The reason why this type of training is useful is that it covers all the possible chords you will ever see while your playing so that you will never be stuck or surprised while you're playing.

Now that we've covered methods of improving the first component of chord improvisation, we'll move onto optimizing the second half, which is the fretboard construction phase. In order to become fast at this, we simply need to have really good horizontal movement, so in other words given some anchor interval, we have the ability to figure out other ai's on this line with ease.

The larger the horizontal distances you can work with the easier you will be able to construct chords and so being free in this sense will grant you the ability to construct chords quickly. When you are starting your journey with this process you'll probably only be able to consider the distances which are 1 away from your current horizontal position, but through sentient practice where you focus on making larger gaps like horizontal distances of 2 or 3 then you will reap many rewards.
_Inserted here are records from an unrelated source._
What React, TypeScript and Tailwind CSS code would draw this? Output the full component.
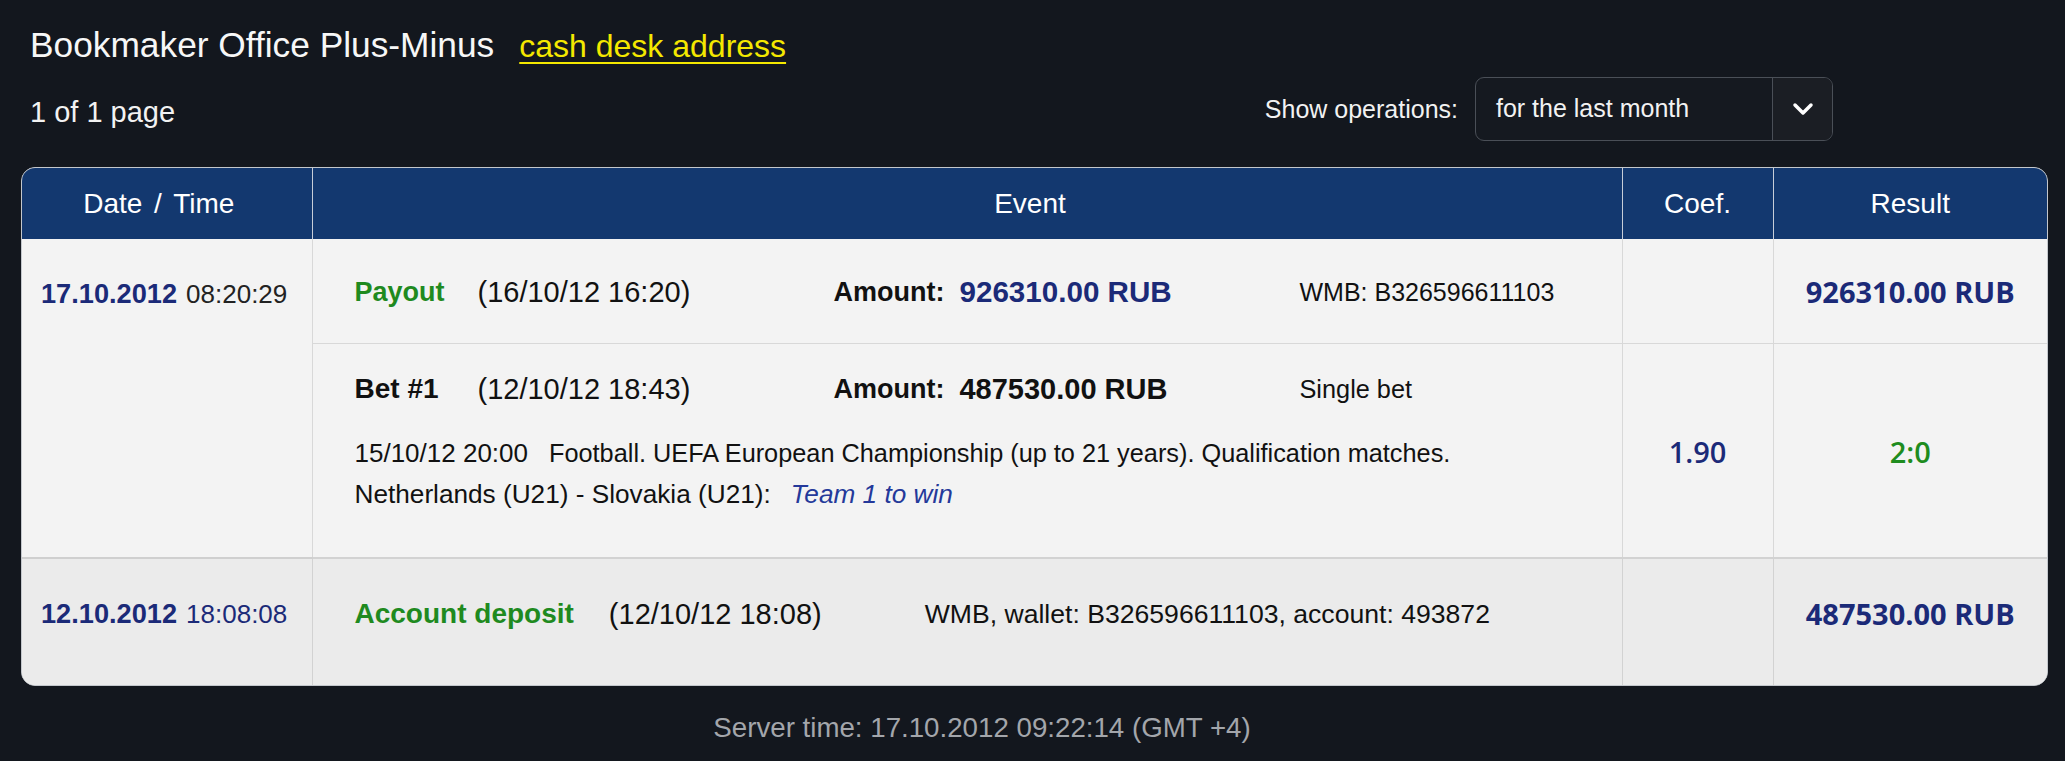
import React from "react";

const navy = "text-[#1b2a78]";

export default function App() {
  return (
    <div className="min-h-screen w-full bg-[#13171e] font-['Liberation_Sans',Arial,sans-serif] text-white">
      <div className="flex items-baseline pl-[30px] pt-[25px]">
        <h1 className="text-[35.3px] font-normal leading-[40px] text-[#f7f7f7]">Bookmaker Office Plus-Minus</h1>
        <a className="ml-[25px] text-[32px] leading-[40px] text-[#f4e800] underline decoration-2 underline-offset-[5px]">
          cash desk address
        </a>
      </div>

      <div className="mt-[11px] flex h-[64px] items-center justify-between pl-[30px] pr-[232px]">
        <span className="pt-[8px] text-[29px] text-[#f2f2f2]">1 of 1 page</span>
        <div className="flex items-center gap-[17px]">
          <span className="pt-[2px] text-[25px] text-[#f2f2f2]">Show operations:</span>
          <div className="flex h-[64px] w-[358px] overflow-hidden rounded-[9px] border border-[#4a4f57] bg-[#151920]">
            <div className="flex flex-1 items-center pl-[20px] text-[25px] text-[#f2f2f2]">for the last month</div>
            <div className="flex w-[60px] items-center justify-center border-l border-[#4a4f57] bg-[#1b1e24]">
              <svg width="24" height="14" viewBox="0 0 24 14" fill="none">
                <path d="M4 3 L12 11 L20 3" stroke="white" strokeWidth="3.5" strokeLinecap="round" strokeLinejoin="round" />
              </svg>
            </div>
          </div>
        </div>
      </div>

      <div className="ml-[21px] mr-[17px] mt-[26px] overflow-hidden rounded-[14px] border border-[#c3c7cc] bg-[#f3f3f3]">
        <table className="w-full table-fixed border-collapse text-[#111]">
          <colgroup>
            <col className="w-[290px]" />
            <col className="w-[1310px]" />
            <col className="w-[151px]" />
            <col />
          </colgroup>
          <thead>
            <tr className="h-[71px] bg-[#13386f] text-[28px] font-normal text-white">
              <th className="pr-[16px] font-normal [word-spacing:4px]">Date / Time</th>
              <th className="border-l border-[#c7cdd8] pl-[126px] font-normal">Event</th>
              <th className="border-l border-[#c7cdd8] font-normal">Coef.</th>
              <th className="border-l border-[#c7cdd8] font-normal">Result</th>
            </tr>
          </thead>
          <tbody>
            <tr className="h-[104px]">
              <td rowSpan={2} className="pl-[19px] pt-[37px] align-top leading-[36px]">
                <span className={`text-[27.2px] font-bold ${navy}`}>17.10.2012</span>
                <span className="ml-[9px] text-[26px] text-[#222]">08:20:29</span>
              </td>
              <td className="border-l border-[#d8d8d8] pl-[42px] pt-[3px] align-middle">
                <div className="flex items-center leading-[36px]">
                  <span className="w-[123px] text-[27px] font-bold text-[#1f8a1f]">Payout</span>
                  <span className="w-[356px] text-[29px]">(16/10/12 16:20)</span>
                  <span className="flex w-[466px] items-center">
                    <span className="text-[27px] font-bold">Amount:</span>
                    <span className={`ml-[15px] text-[29.6px] font-bold ${navy}`}>926310.00 RUB</span>
                  </span>
                  <span className="text-[25px]">WMB: B326596611103</span>
                </div>
              </td>
              <td className="border-l border-[#d8d8d8]"></td>
              <td className="border-l border-[#d8d8d8] pt-[2px] text-center align-middle">
                <span className={`font-['Open_Sans',sans-serif] text-[29px] font-bold ${navy}`}>926310.00 RUB</span>
              </td>
            </tr>
            <tr className="h-[215px]">
              <td className="border-l border-t border-[#d8d8d8] pl-[42px] pt-[27px] align-top">
                <div className="flex items-center leading-[36px]">
                  <span className="w-[123px] text-[28px] font-bold">Bet #1</span>
                  <span className="w-[356px] text-[29px]">(12/10/12 18:43)</span>
                  <span className="flex w-[466px] items-center">
                    <span className="text-[27px] font-bold">Amount:</span>
                    <span className="ml-[15px] text-[29px] font-bold">487530.00 RUB</span>
                  </span>
                  <span className="text-[25.3px]">Single bet</span>
                </div>
                <div className="mt-[29px] text-[26px] leading-[34px]">
                  <span className="mr-[21px]">15/10/12 20:00</span>
                  <span className="text-[25.3px]">Football. UEFA European Championship (up to 21 years). Qualification matches.</span>
                </div>
                <div className="mt-[7px] text-[26.2px] leading-[34px]">
                  <span className="mr-[20px]">Netherlands (U21) - Slovakia (U21):</span>
                  <span className="italic text-[#24399a]">Team 1 to win</span>
                </div>
              </td>
              <td className="border-l border-t border-[#d8d8d8] pt-[3px] text-center align-middle">
                <span className={`font-['Open_Sans',sans-serif] text-[29px] font-semibold ${navy}`}>1.90</span>
              </td>
              <td className="border-l border-t border-[#d8d8d8] pt-[3px] text-center align-middle">
                <span className="font-['Open_Sans',sans-serif] text-[29px] font-semibold text-[#1e8c1e]">2:0</span>
              </td>
            </tr>
            <tr className="h-[127px] bg-[#ebebeb]">
              <td className="border-t-2 border-[#cfcfcf] pl-[19px] pt-[37px] align-top leading-[36px]">
                <span className={`text-[27.2px] font-bold ${navy}`}>12.10.2012</span>
                <span className={`ml-[9px] text-[26px] ${navy}`}>18:08:08</span>
              </td>
              <td className="border-l border-t-2 border-[#d2d2d2] pl-[42px] pt-[37px] align-top">
                <div className="flex items-center leading-[36px]">
                  <span className="mr-[35px] text-[28px] font-bold text-[#1f8a1f]">Account deposit</span>
                  <span className="mr-[103px] text-[29px]">(12/10/12 18:08)</span>
                  <span className="text-[26.6px]">WMB, wallet: B326596611103, account: 493872</span>
                </div>
              </td>
              <td className="border-l border-t-2 border-[#d2d2d2]"></td>
              <td className="border-l border-t-2 border-[#d2d2d2] pt-[37px] text-center align-top leading-[36px]">
                <span className={`font-['Open_Sans',sans-serif] text-[29px] font-bold ${navy}`}>487530.00 RUB</span>
              </td>
            </tr>
          </tbody>
        </table>
      </div>

      <div className="mt-[26px] pr-[101px] text-center text-[27.7px] leading-[32px] text-[#a3a6ab]">
        Server time: 17.10.2012 09:22:14 (GMT +4)
      </div>
    </div>
  );
}
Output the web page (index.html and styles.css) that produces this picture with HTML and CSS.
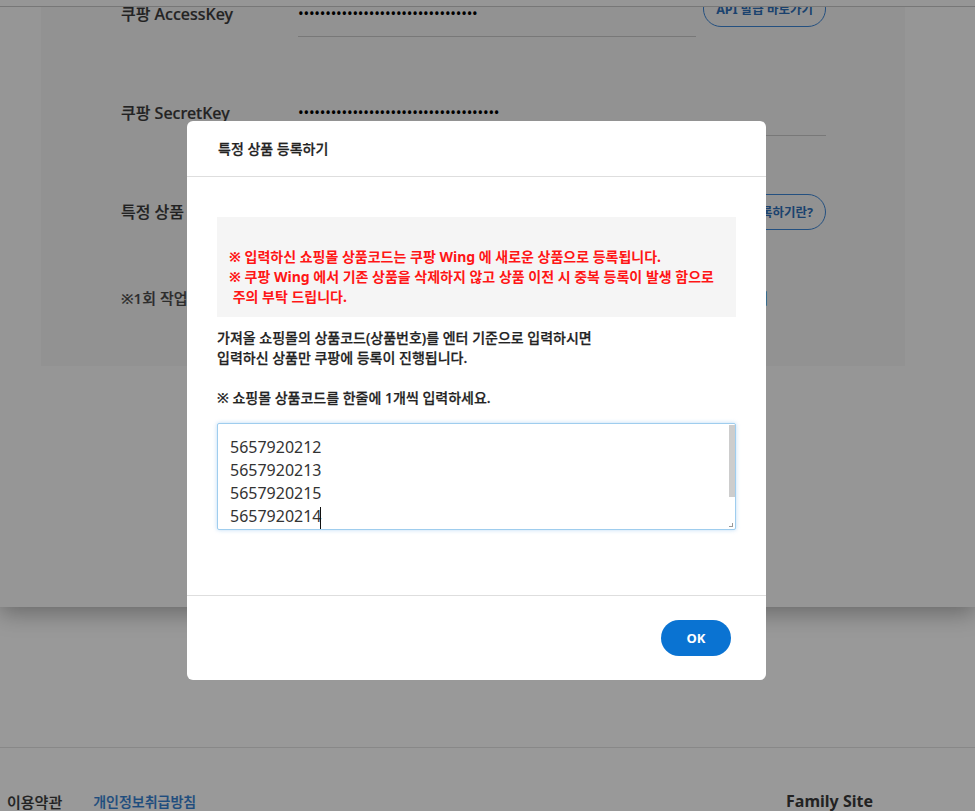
FILE: index.html
```html
<!DOCTYPE html>
<html lang="ko">
<head>
<meta charset="utf-8">
<title>특정 상품 등록하기</title>
<link rel="stylesheet" href="styles.css">
</head>
<body>
<header class="topbar"></header>
<div class="page">
  <main class="main">
    <section class="panel">
      <div class="row row-first">
        <span class="label">쿠팡 AccessKey</span>
        <div class="field"><span class="dots">•••••••••••••••••••••••••••••••••</span></div>
        <a class="pill pill-top">API 발급 바로가기</a>
      </div>
      <div class="row">
        <span class="label">쿠팡 SecretKey</span>
        <div class="field"><span class="dots">•••••••••••••••••••••••••••••••••••••</span></div>
      </div>
      <div class="row">
        <span class="label">특정 상품 등록</span>
        <div class="spacer"></div>
        <a class="pill">특정 상품 등록하기란?</a>
      </div>
      <div class="row row-note">
        <span class="note">※1회 작업 수량</span>
        <a class="note-link">안내</a>
      </div>
    </section>
  </main>
  <footer class="footer">
    <div class="footer-top"></div>
    <div class="footer-bottom">
      <nav class="footer-links">
        <a class="terms">이용약관</a>
        <a class="privacy">개인정보취급방침</a>
      </nav>
      <span class="family">Family Site</span>
    </div>
  </footer>
</div>

<div class="overlay"></div>

<div class="modal" role="dialog" aria-labelledby="modal-title">
  <div class="modal-header">
    <h2 id="modal-title" class="modal-title">특정 상품 등록하기</h2>
  </div>
  <div class="modal-body">
    <div class="warn">
      <br>
      ※ 입력하신 쇼핑몰 상품코드는 쿠팡 Wing 에 새로운 상품으로 등록됩니다.<br>
      ※ 쿠팡 Wing 에서 기존 상품을 삭제하지 않고 상품 이전 시 중복 등록이 발생 함으로<br>
      &nbsp;주의 부탁 드립니다.
    </div>
    <p class="guide">가져올 쇼핑몰의 상품코드(상품번호)를 엔터 기준으로 입력하시면<br>입력하신 상품만 쿠팡에 등록이 진행됩니다.<br><br>※ 쇼핑몰 상품코드를 한줄에 1개씩 입력하세요.</p>
    <div class="codes-wrap">
      <textarea class="codes" spellcheck="false">
5657920212
5657920213
5657920215
5657920214

</textarea>
      <span class="caret"></span>
      <span class="scroll-thumb"></span>
      <span class="grip"></span>
    </div>
  </div>
  <div class="modal-footer">
    <button class="ok-btn" type="button">OK</button>
  </div>
</div>
</body>
</html>
```

FILE: styles.css
```css
* { box-sizing: border-box; }

html, body {
  margin: 0;
  padding: 0;
}

body {
  font-family: "Noto Sans", "Noto Sans CJK KR", sans-serif;
  background: #fbfbfb;
  color: #333;
  overflow: hidden;
  height: 811px;
}

a { text-decoration: none; }

.topbar {
  position: fixed;
  top: 0;
  left: 0;
  right: 0;
  height: 7px;
  background: #fbfbfb;
  border-bottom: 1px solid #c6c6c6;
  z-index: 2;
}

.page {
  display: flex;
  flex-direction: column;
}

.main {
  height: 607px;
  background: #fbfbfb;
  position: relative;
  z-index: 1;
  box-shadow: 0 6px 22px rgba(0, 0, 0, 0.32);
}

.panel {
  margin: 0 70px 0 41px;
  height: 366px;
  background: #f3f3f3;
  padding: 0 79px 0 80px;
  display: flex;
  flex-direction: column;
  gap: 52px;
}

.row {
  display: flex;
  align-items: center;
  height: 47px;
}

.row-first { margin-top: -10px; }

.label {
  flex: none;
  width: 177px;
  font-size: 16px;
  font-weight: 500;
  color: #3a3a3a;
  line-height: 22px;
  -webkit-text-stroke: 0.2px #3a3a3a;
}

.field {
  flex: 1;
  height: 47px;
  display: flex;
  align-items: center;
  border-bottom: 1px solid #c9c9c9;
}

.dots {
  font-family: "Noto Sans", sans-serif;
  font-size: 15px;
  line-height: 20px;
  color: #000;
  letter-spacing: -0.2px;
}

.spacer { flex: 1; }

.pill {
  flex: none;
  margin-left: 7px;
  height: 36px;
  padding: 0 12px;
  border: 1px solid #3d86d6;
  border-radius: 18px;
  display: flex;
  align-items: center;
  font-size: 12.5px;
  font-weight: 700;
  color: #2e6fb8;
  white-space: nowrap;
}

.pill-top {
  align-self: flex-start;
  height: 37px;
}

.row-note {
  height: 22px;
  justify-content: space-between;
}

.note {
  font-size: 15px;
  font-weight: 500;
  color: #4a4a4a;
  line-height: 22px;
  -webkit-text-stroke: 0.2px #4a4a4a;
}

.note-link {
  font-size: 15px;
  color: #3d86d6;
  line-height: 22px;
  margin-right: 58px;
}

.footer {
  background: #fff;
  height: 204px;
}

.footer-top {
  height: 141px;
  border-bottom: 1px solid #e3e3e3;
}

.footer-bottom {
  display: flex;
  justify-content: space-between;
  align-items: center;
  padding: 0 102px 0 7px;
  margin-top: 43px;
  height: 20px;
}

.footer-links {
  display: flex;
  gap: 31px;
  align-items: center;
}

.terms {
  font-size: 15px;
  font-weight: 500;
  color: #3a3a3a;
  -webkit-text-stroke: 0.2px #3a3a3a;
}

.privacy {
  font-size: 14px;
  font-weight: 500;
  color: #3380d2;
  -webkit-text-stroke: 0.2px #3380d2;
}

.family {
  font-size: 16px;
  font-weight: 700;
  color: #3a3a3a;
}

.overlay {
  position: fixed;
  inset: 0;
  background: rgba(0, 0, 0, 0.4);
  z-index: 10;
}

.modal {
  position: fixed;
  left: 187px;
  top: 121px;
  width: 579px;
  background: #fff;
  border-radius: 6px;
  z-index: 11;
  display: flex;
  flex-direction: column;
}

.modal-header {
  height: 56px;
  padding: 0 31px;
  display: flex;
  align-items: center;
  border-bottom: 1px solid #dedede;
}

.modal-title {
  margin: 0;
  font-size: 14px;
  font-weight: 500;
  color: #222;
  line-height: 20px;
  -webkit-text-stroke: 0.25px #222;
}

.modal-body {
  padding: 40px 30px 65px;
}

.warn {
  background: #f5f5f5;
  padding: 10px 12px;
  font-size: 14px;
  font-weight: 700;
  line-height: 20px;
  color: #ff1616;
}

.guide {
  margin: 11px 0 15px;
  font-size: 14px;
  font-weight: 500;
  line-height: 20px;
  color: #222;
  -webkit-text-stroke: 0.25px #222;
}

.codes-wrap {
  position: relative;
  width: 519px;
  height: 107px;
}

.codes {
  display: block;
  width: 100%;
  height: 100%;
  margin: 0;
  padding: 12px 12px;
  resize: none;
  font-family: "Noto Sans", "Noto Sans CJK KR", sans-serif;
  font-size: 16px;
  line-height: 23px;
  color: #333;
  border: 1px solid #9fcdee;
  border-radius: 2px;
  box-shadow: 0 0 4px rgba(90, 165, 230, 0.4);
  outline: none;
  overflow: hidden;
}

.caret {
  position: absolute;
  left: 103px;
  top: 84px;
  width: 1px;
  height: 22px;
  background: #111;
}

.scroll-thumb {
  position: absolute;
  right: 1px;
  top: 2px;
  width: 6px;
  height: 72px;
  background: #cdcdcd;
}

.grip {
  position: absolute;
  right: 3px;
  bottom: 3px;
  width: 4px;
  height: 4px;
  border-right: 1px solid #999;
  border-bottom: 1px solid #999;
}

.modal-footer {
  border-top: 1px solid #dedede;
  padding: 24px 35px 24px;
  display: flex;
  justify-content: flex-end;
}

.ok-btn {
  width: 70px;
  height: 36px;
  border: none;
  border-radius: 18px;
  background: #0a73d2;
  color: #fff;
  font-family: "Noto Sans", "Noto Sans CJK KR", sans-serif;
  font-size: 13px;
  font-weight: 700;
  cursor: pointer;
}
```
On top of this type of practice we've also built another web application which helps train this horizontal movement. The way this application works is that it shows you a horizontal line across the fretboard which is covered by undiscovered horizontal ai's represented by X's, aside from two positions one of which there is an ai, and the other being a highlighted X.

The highlighted position represents a prompt for the user to fill in what that positions ai would be with respect to the ai' which is numbered, after the user fills this prompt with the correct ai and presses the space bar then a new situation is created and the process continues.

By using these applications to train the two fundamental aspects of chord improvisation you should start to see increases in speed of your improvisation allowing you to play interesting ideas and create music which people will want to listen to.